# [EXERCISE INPUT]

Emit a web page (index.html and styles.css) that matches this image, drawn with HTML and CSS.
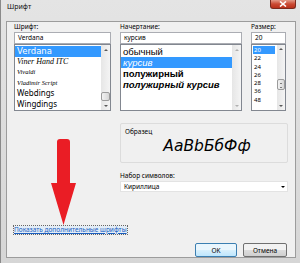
FILE: index.html
```html
<!DOCTYPE html>
<html lang="ru">
<head>
    <meta charset="UTF-8">
    <title>Шрифт</title>
    <link rel="stylesheet" href="styles.css">
</head>
<body>
    <div class="window">
        <div class="titlebar">
            <span class="title">Шрифт</span>
            <div class="close-btn">
                <svg width="8" height="6" viewBox="0 0 8 6">
                    <path d="M1 0.5 L7 5.5 M7 0.5 L1 5.5" stroke="#fff" stroke-width="1.6"/>
                </svg>
            </div>
        </div>

        <div class="client">
            <div class="pickers">
                <!-- Шрифт -->
                <div class="picker picker-font">
                    <div class="label">Шрифт:</div>
                    <div class="field">Verdana</div>
                    <div class="listbox">
                        <ul class="items fonts">
                            <li class="selected f-verdana">Verdana</li>
                            <li class="f-script">Viner Hand ITC</li>
                            <li class="f-script f-tiny">Vivaldi</li>
                            <li class="f-script f-tiny">Vladimir Script</li>
                            <li>Webdings</li>
                            <li>Wingdings</li>
                        </ul>
                        <div class="vscroll">
                            <span class="arrow up"></span>
                            <span class="track"></span>
                            <span class="thumb"></span>
                            <span class="arrow down"></span>
                        </div>
                    </div>
                </div>

                <!-- Начертание -->
                <div class="picker picker-style">
                    <div class="label">Начертание:</div>
                    <div class="field">курсив</div>
                    <div class="listbox">
                        <ul class="items styles">
                            <li>обычный</li>
                            <li class="selected s-italic">курсив</li>
                            <li class="s-bold">полужирный</li>
                            <li class="s-bold s-italic">полужирный курсив</li>
                        </ul>
                        <div class="vscroll disabled">
                            <span class="arrow up"></span>
                            <span class="track"></span>
                            <span class="arrow down"></span>
                        </div>
                    </div>
                </div>

                <!-- Размер -->
                <div class="picker picker-size">
                    <div class="label">Размер:</div>
                    <div class="field">20</div>
                    <div class="listbox">
                        <ul class="items sizes">
                            <li class="selected">20</li>
                            <li>22</li>
                            <li>24</li>
                            <li>26</li>
                            <li>28</li>
                            <li>36</li>
                            <li>48</li>
                        </ul>
                        <div class="vscroll narrow">
                            <span class="arrow up"></span>
                            <span class="thumb grip"></span>
                            <span class="track"></span>
                            <span class="arrow down"></span>
                        </div>
                    </div>
                </div>
            </div>

            <div class="lower">
                <div class="sample-box">
                    <div class="sample-label">Образец</div>
                    <div class="sample-text">AaBbБбФф</div>
                </div>
                <div class="label charset-label">Набор символов:</div>
                <div class="select">
                    <span>Кириллица</span>
                    <span class="caret"></span>
                </div>
            </div>

            <div class="link-row">
                <a href="#" class="more-fonts">Показать дополнительные шрифты</a>
            </div>

            <div class="buttons">
                <button class="btn btn-default">OK</button>
                <button class="btn">Отмена</button>
            </div>
        </div>

        <!-- красная стрелка поверх окна -->
        <svg class="red-arrow" width="26" height="87" viewBox="0 0 26 87">
            <path d="M6 3 Q6 0 9 0 L16 0 Q19 0 19 3 L19 44 L25 44 L12.5 86 L0 44 L6 44 Z" fill="#ea1d25"/>
        </svg>
    </div>
</body>
</html>
```

FILE: styles.css
```css
body {
    margin: 0;
    padding: 0;
    font-family: "Noto Sans", sans-serif;
    font-size: 6.5px;
    color: #000;
}

.window {
    position: relative;
    width: 300px;
    height: 263px;
    box-sizing: border-box;
    padding: 0 4px 5px 5px;
    background: linear-gradient(#e4e4e4, #d6d6d6);
    border-left: 1px solid #8a8a8a;
    display: flex;
    flex-direction: column;
}

.titlebar {
    height: 21px;
    display: flex;
    justify-content: space-between;
    align-items: flex-start;
}

.title {
    padding: 2px 0 0 1px;
    font-size: 7px;
    color: #111;
}

.close-btn {
    width: 26px;
    height: 9px;
    box-sizing: border-box;
    border: 1px solid #7a2a1e;
    border-top: none;
    border-radius: 0 0 3px 3px;
    background: linear-gradient(#e39a88, #cb4a33 50%, #b9301a);
    display: flex;
    align-items: center;
    justify-content: center;
}

.client {
    flex: 1;
    background-color: #f0f0f0;
    border: 1px solid #9c9c9c;
    padding: 0 8px 0 7px;
    display: flex;
    flex-direction: column;
}

.label {
    height: 10px;
    line-height: 10px;
}

.pickers {
    display: flex;
    gap: 9px;
}

.picker-font {
    width: 97px;
}

.picker-style {
    width: 122px;
}

.picker-size {
    width: 35px;
}

.field {
    height: 12px;
    box-sizing: border-box;
    border: 1px solid #abadb3;
    background-color: #fff;
    line-height: 10px;
    padding: 0 3px;
}

.listbox {
    height: 67px;
    box-sizing: border-box;
    border: 1px solid #828790;
    background-color: #fff;
    display: flex;
}

.items {
    flex: 1;
    list-style-type: none;
    margin: 0;
    padding: 1px 0 0 0;
    overflow: hidden;
}

.items li {
    height: 11px;
    line-height: 11px;
    padding-left: 2px;
    font-size: 8px;
    white-space: nowrap;
}

.fonts li {
    height: 10.6px;
    line-height: 10.6px;
}

.styles li {
    font-family: "Liberation Sans", Arial, sans-serif;
    font-size: 9.5px;
}

.items li.selected {
    background-color: #3399ff;
    color: #fff;
}

.f-verdana {
    font-family: "DejaVu Sans", sans-serif;
    font-size: 8.5px !important;
}

.f-script {
    font-family: "Liberation Serif", serif;
    font-style: italic;
}

.f-tiny {
    font-size: 6.5px !important;
}

.s-italic {
    font-style: italic;
}

.s-bold {
    font-weight: bold;
}

.sizes li {
    height: 8.3px;
    line-height: 8.3px;
    font-size: 6px;
}

.sizes li.selected {
    margin-left: 1px;
    width: 21px;
    padding-left: 1px;
}

.vscroll {
    width: 9px;
    display: flex;
    flex-direction: column;
    background: linear-gradient(90deg, #e6e6e6, #f4f4f4);
}

.vscroll.narrow {
    width: 8px;
}

.vscroll .track {
    flex: 1;
}

.vscroll .arrow {
    height: 9px;
    display: flex;
    align-items: center;
    justify-content: center;
}

.vscroll.narrow .arrow {
    height: 8px;
}

.arrow::before {
    content: "";
    width: 0;
    height: 0;
    border-left: 2px solid transparent;
    border-right: 2px solid transparent;
}

.arrow.up::before {
    border-bottom: 2px solid #5a5a5a;
}

.arrow.down::before {
    border-top: 2px solid #5a5a5a;
}

.vscroll.disabled .arrow.up::before {
    border-bottom-color: #b0b0b0;
}

.vscroll.disabled .arrow.down::before {
    border-top-color: #b0b0b0;
}

.vscroll .thumb {
    height: 9px;
    box-sizing: border-box;
    border: 1px solid #9b9b9b;
    border-radius: 2px;
    background: linear-gradient(90deg, #f2f2f2, #d6d6d6);
}

.vscroll .thumb.grip {
    height: 11px;
    margin-top: 26px;
    position: relative;
}

.thumb.grip::after {
    content: "";
    position: absolute;
    left: 2px;
    right: 2px;
    top: 3px;
    height: 3px;
    border-top: 1px solid #7b7b7b;
    border-bottom: 1px solid #7b7b7b;
}

.lower {
    margin-left: 106px;
    width: 168px;
    margin-top: 12px;
}

.sample-box {
    height: 40px;
    box-sizing: border-box;
    border: 1px solid #dcdcdc;
    border-radius: 2px;
    padding: 3px 4px 0 4px;
}

.sample-label {
    height: 9px;
    line-height: 9px;
}

.sample-text {
    text-align: center;
    font-family: "DejaVu Sans", sans-serif;
    font-style: italic;
    font-size: 15.5px;
    line-height: 20px;
    padding-left: 6px;
}

.charset-label {
    margin-top: 8px;
}

.select {
    height: 11px;
    box-sizing: border-box;
    border: 1px solid #e3e3e3;
    background-color: #fff;
    padding: 0 2px 0 3px;
    display: flex;
    align-items: center;
    justify-content: space-between;
    line-height: 9px;
}

.caret {
    width: 0;
    height: 0;
    border-left: 2px solid transparent;
    border-right: 2px solid transparent;
    border-top: 2px solid #000;
}

.link-row {
    margin-top: 33px;
}

.more-fonts {
    color: #1a5ec0;
    text-decoration: underline;
    outline: 1px dotted #666;
    background-color: #e2edf8;
    line-height: 8px;
    display: inline-block;
}

.buttons {
    margin-top: 9px;
    display: flex;
    justify-content: flex-end;
    gap: 6px;
}

.btn {
    height: 14px;
    padding: 0;
    box-sizing: border-box;
    border: 1px solid #707070;
    border-radius: 2px;
    background: linear-gradient(#f2f2f2 50%, #dddddd 50%, #cfcfcf);
    font-family: "Noto Sans", sans-serif;
    font-size: 6.5px;
    color: #000;
}

.btn-default {
    width: 42px;
    border-color: #3c7fb1;
    background: linear-gradient(#eaf6fd 50%, #d9f0fc 50%, #bee6fd);
}

.btn:last-child {
    width: 44px;
}

.red-arrow {
    position: absolute;
    left: 50px;
    top: 139px;
}
```
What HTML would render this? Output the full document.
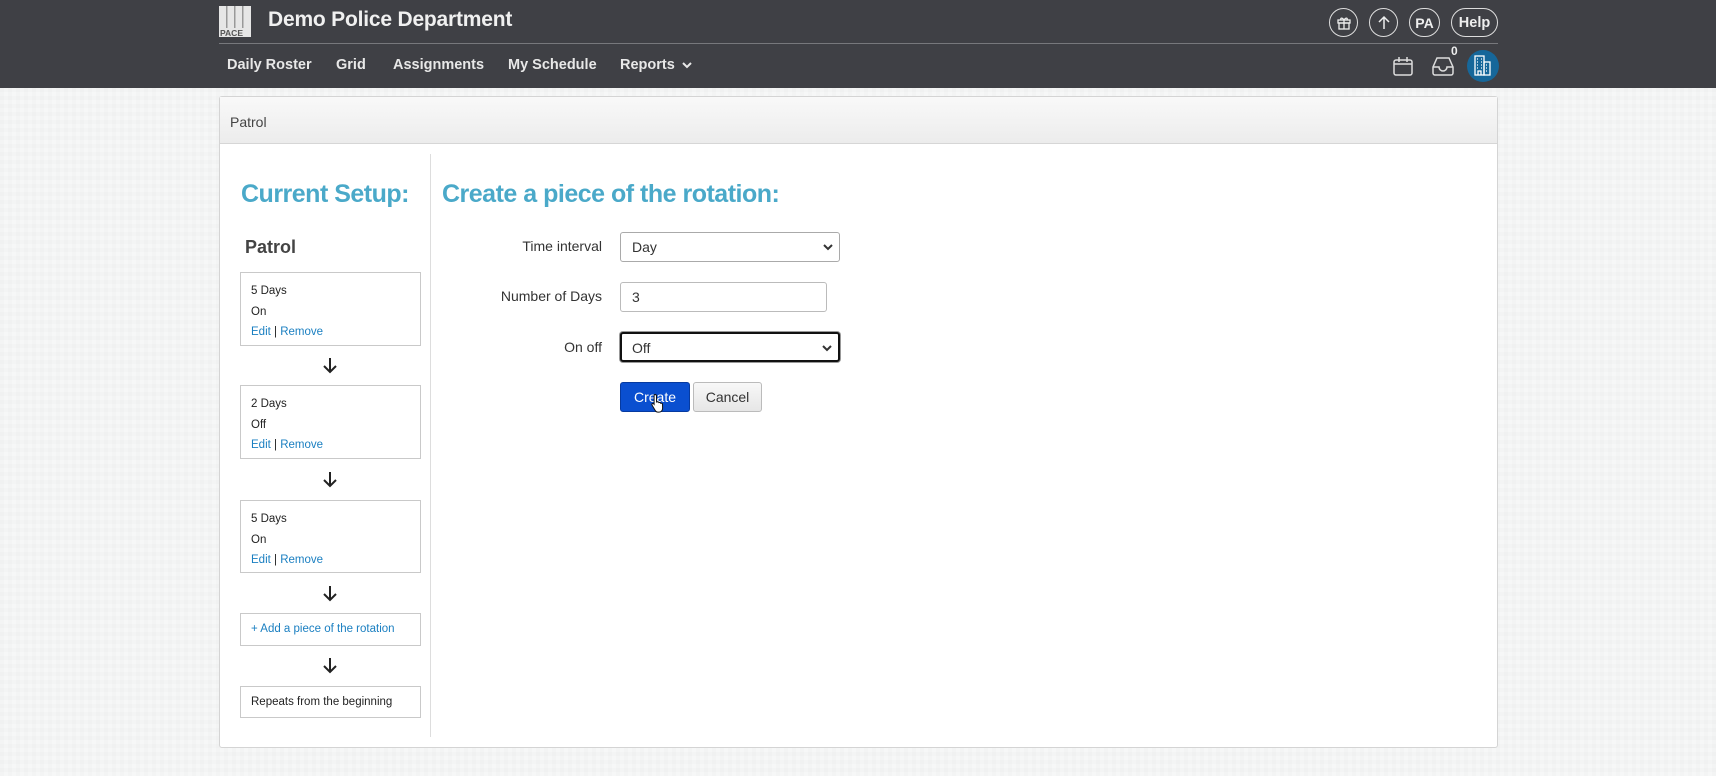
<!DOCTYPE html>
<html><head><meta charset="utf-8">
<style>
*{margin:0;padding:0;box-sizing:border-box}
body{width:1716px;height:776px;overflow:hidden;font-family:"Liberation Sans",sans-serif;background:#f6f7f7;position:relative;
background-image:linear-gradient(90deg,rgba(0,0,0,0.012) 50%,transparent 50%),linear-gradient(rgba(0,0,0,0.012) 50%,transparent 50%);background-size:8px 8px}
.a{position:absolute}
#hdr{left:0;top:0;width:1716px;height:88px;background:#3f4045}
#line{left:219px;top:43px;width:1279px;height:1px;background:#77787c}
.title{left:268px;top:8px;color:#f0f0f0;font-size:21px;font-weight:bold;letter-spacing:-0.2px}
.nav{top:57px;color:#e8e8e8;font-size:14.5px;font-weight:bold}
.circ{top:8px;width:29px;height:29px;border:1.3px solid #ddd;border-radius:15px;color:#eee;font-weight:bold;font-size:14px;display:flex;align-items:center;justify-content:center}
#panel{left:219px;top:96px;width:1279px;height:652px;background:#fff;border:1px solid #d4d4d4;border-radius:3px}
#ph{left:0;top:0;width:1277px;height:47px;background:linear-gradient(#f9f9f9,#ececec);border-bottom:1px solid #d6d6d6}
.h2{color:#4aa9c9;font-size:25px;font-weight:bold;letter-spacing:-0.5px}
.box{left:240px;width:181px;border:1px solid #c9c9c9;background:#fff;font-size:11.5px;color:#222;padding-left:10px}
.lnk{color:#1a7fc1}
.arr{left:322px}
.lbl{right:1114px;font-size:14px;color:#333;text-align:right}
.inp{left:620px;height:30px;border:1px solid #aaa;border-radius:3px;background:#fff;font-size:14px;color:#333;padding-left:11px;line-height:28px}
.chev{position:absolute;right:6px;top:10px}
</style></head><body>
<div id="hdr" class="a"></div>
<div id="line" class="a"></div>
<svg class="a" style="left:219px;top:6px" width="32" height="31" viewBox="0 0 32 31">
<rect width="32" height="31" fill="#e6e6e6"/>
<rect x="7" y="0" width="1.5" height="22" fill="#999"/><rect x="15" y="0" width="1.5" height="22" fill="#999"/><rect x="23" y="0" width="1.5" height="22" fill="#999"/>
<text x="1" y="30" font-size="8.5" font-weight="bold" fill="#555" font-family="Liberation Sans">PACE</text>
</svg>
<div class="a title">Demo Police Department</div>
<div class="a nav" style="left:227px">Daily Roster</div>
<div class="a nav" style="left:336px">Grid</div>
<div class="a nav" style="left:393px">Assignments</div>
<div class="a nav" style="left:508px">My Schedule</div>
<div class="a nav" style="left:620px">Reports</div>
<svg class="a" style="left:681px;top:61px" width="12" height="9" viewBox="0 0 12 9"><path d="M2 2l4 4 4-4" stroke="#e8e8e8" stroke-width="2" fill="none"/></svg>

<div class="a circ" style="left:1329px"><svg width="16" height="16" viewBox="0 0 16 16" fill="none" stroke="#eee" stroke-width="1.3"><rect x="2" y="5" width="12" height="3"/><rect x="3" y="8" width="10" height="6"/><path d="M8 5v9M8 5C6 2 4 3 5 5M8 5c2-3 4-2 3 0"/></svg></div>
<div class="a circ" style="left:1369px"><svg width="16" height="16" viewBox="0 0 16 16" fill="none" stroke="#eee" stroke-width="1.5"><path d="M8 14V2M3 7l5-5 5 5"/></svg></div>
<div class="a circ" style="left:1409px;width:31px">PA</div>
<div class="a circ" style="left:1451px;width:47px;font-size:14.5px">Help</div>

<svg class="a" style="left:1393px;top:56px" width="20" height="20" viewBox="0 0 20 20" fill="none" stroke="#ddd" stroke-width="1.5"><rect x="1" y="4" width="18" height="15" rx="2"/><path d="M1 8h18M6 1v5M14 1v5"/></svg>
<svg class="a" style="left:1432px;top:56px" width="22" height="20" viewBox="0 0 22 20" fill="none" stroke="#ddd" stroke-width="1.5"><path d="M1 11L5 2h12l4 9v6a2 2 0 0 1-2 2H3a2 2 0 0 1-2-2z"/><path d="M1 11h6a4 4 0 0 0 8 0h6"/></svg>
<div class="a" style="left:1451px;top:44px;color:#eee;font-size:12px;font-weight:bold">0</div>
<div class="a" style="left:1467px;top:50px;width:32px;height:32px;border-radius:16px;background:#16679a"></div>
<svg class="a" style="left:1473px;top:55px" width="20" height="22" viewBox="0 0 20 22" fill="none" stroke="#fff" stroke-width="1.3"><rect x="2" y="1" width="9" height="19"/><rect x="11" y="7" width="6" height="13"/><path d="M4 4h1M8 4h1M4 7h1M8 7h1M4 10h1M8 10h1M4 13h1M8 13h1M13 10h1M13 13h1M13 16h1M5 20v-4h3v4" /></svg>

<div id="panel" class="a">
<div id="ph" class="a"></div>
<div class="a" style="left:10px;top:17px;font-size:14px;color:#444">Patrol</div>
<div class="a" style="left:210px;top:57px;width:1px;height:583px;background:#ddd"></div>
</div>
<div class="a h2" style="left:241px;top:180px">Current Setup:</div>
<div class="a h2" style="left:442px;top:180px">Create a piece of the rotation:</div>
<div class="a" style="left:245px;top:237px;font-size:18px;font-weight:bold;color:#444">Patrol</div>

<div class="a box" style="top:272px;height:74px;padding-top:8px;line-height:20.5px">5 Days<br>On<br><span class="lnk">Edit</span> | <span class="lnk">Remove</span></div>
<svg class="a arr" style="top:357px" width="16" height="17" viewBox="0 0 16 17"><path d="M8 1v14M2 9l6 6 6-6" stroke="#222" stroke-width="2" fill="none"/></svg>
<div class="a box" style="top:385px;height:74px;padding-top:8px;line-height:20.5px">2 Days<br>Off<br><span class="lnk">Edit</span> | <span class="lnk">Remove</span></div>
<svg class="a arr" style="top:471px" width="16" height="17" viewBox="0 0 16 17"><path d="M8 1v14M2 9l6 6 6-6" stroke="#222" stroke-width="2" fill="none"/></svg>
<div class="a box" style="top:500px;height:73px;padding-top:8px;line-height:20.5px">5 Days<br>On<br><span class="lnk">Edit</span> | <span class="lnk">Remove</span></div>
<svg class="a arr" style="top:585px" width="16" height="17" viewBox="0 0 16 17"><path d="M8 1v14M2 9l6 6 6-6" stroke="#222" stroke-width="2" fill="none"/></svg>
<div class="a box lnk" style="top:613px;height:33px;line-height:31px;color:#1a7fc1">+ Add a piece of the rotation</div>
<svg class="a arr" style="top:657px" width="16" height="17" viewBox="0 0 16 17"><path d="M8 1v14M2 9l6 6 6-6" stroke="#222" stroke-width="2" fill="none"/></svg>
<div class="a box" style="top:686px;height:32px;line-height:30px">Repeats from the beginning</div>

<div class="a lbl" style="top:238px">Time interval</div>
<div class="a lbl" style="top:288px">Number of Days</div>
<div class="a lbl" style="top:339px">On off</div>
<div class="a inp" style="top:232px;width:220px">Day<svg class="chev" width="10" height="8" viewBox="0 0 10 8"><path d="M1 2l4 4 4-4" stroke="#333" stroke-width="2" fill="none"/></svg></div>
<div class="a inp" style="top:282px;width:207px;border-color:#bbb">3</div>
<div class="a inp" style="top:332px;width:220px;border:2px solid #111;box-shadow:0 0 0 1px #999;padding-left:10px">Off<svg class="chev" width="10" height="8" viewBox="0 0 10 8"><path d="M1 2l4 4 4-4" stroke="#333" stroke-width="2" fill="none"/></svg></div>
<div class="a" style="left:620px;top:382px;width:70px;height:30px;background:#0a4fd0;border:1px solid #063aa0;border-radius:3px;color:#fff;font-size:14px;line-height:28px;text-align:center">Create</div>
<div class="a" style="left:693px;top:382px;width:69px;height:30px;background:linear-gradient(#f8f8f8,#e6e6e6);border:1px solid #bbb;border-radius:3px;color:#333;font-size:14px;line-height:28px;text-align:center">Cancel</div>
<svg class="a" style="left:650px;top:393px" width="16" height="20" viewBox="0 0 16 20"><path d="M5 1.5c1 0 1.5.6 1.5 1.5v6l1-.2c.9 0 1.2.4 1.4.8.9-.3 1.6 0 1.8.7.9-.3 1.700.1 1.8 1l.1 4c0 2-1.3 3.8-3.5 3.8H8c-1.3 0-2.4-.8-3-2L2 12c-.4-.7 0-1.4.7-1.5.6 0 1 .3 1.4.8V3c0-.9.4-1.5.9-1.5z" fill="#fff" stroke="#111" stroke-width="1"/></svg>
</body></html>
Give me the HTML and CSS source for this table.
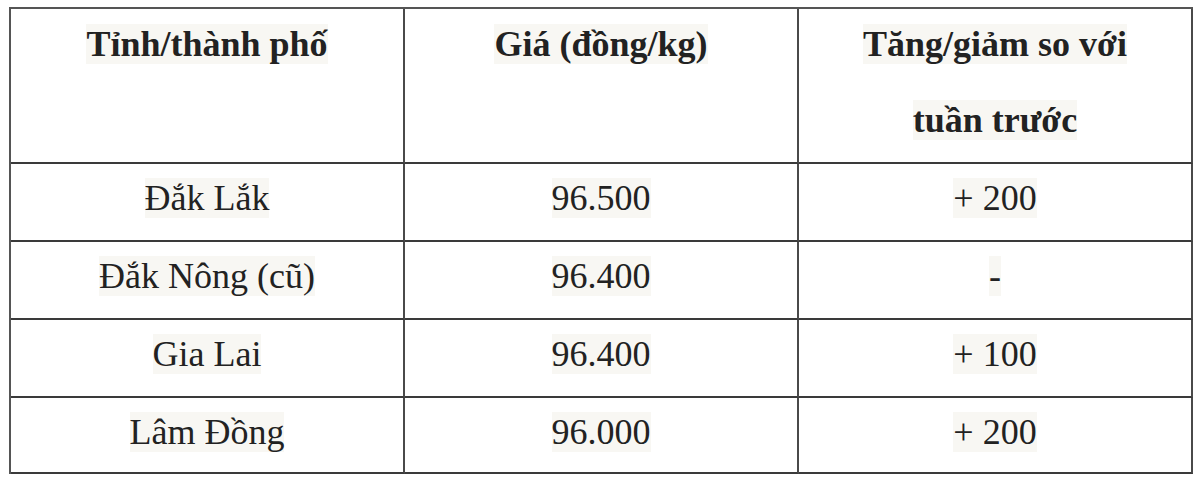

# [WHAT YOU HAVE TO DO]
Copy all lines from the entries that contain the word "this".

# [TASK OUTPUT]
Emit a web page (index.html and styles.css) that matches this image, drawn with HTML and CSS.
What HTML would render this? Output the full document.
Give me the HTML and CSS source for this table.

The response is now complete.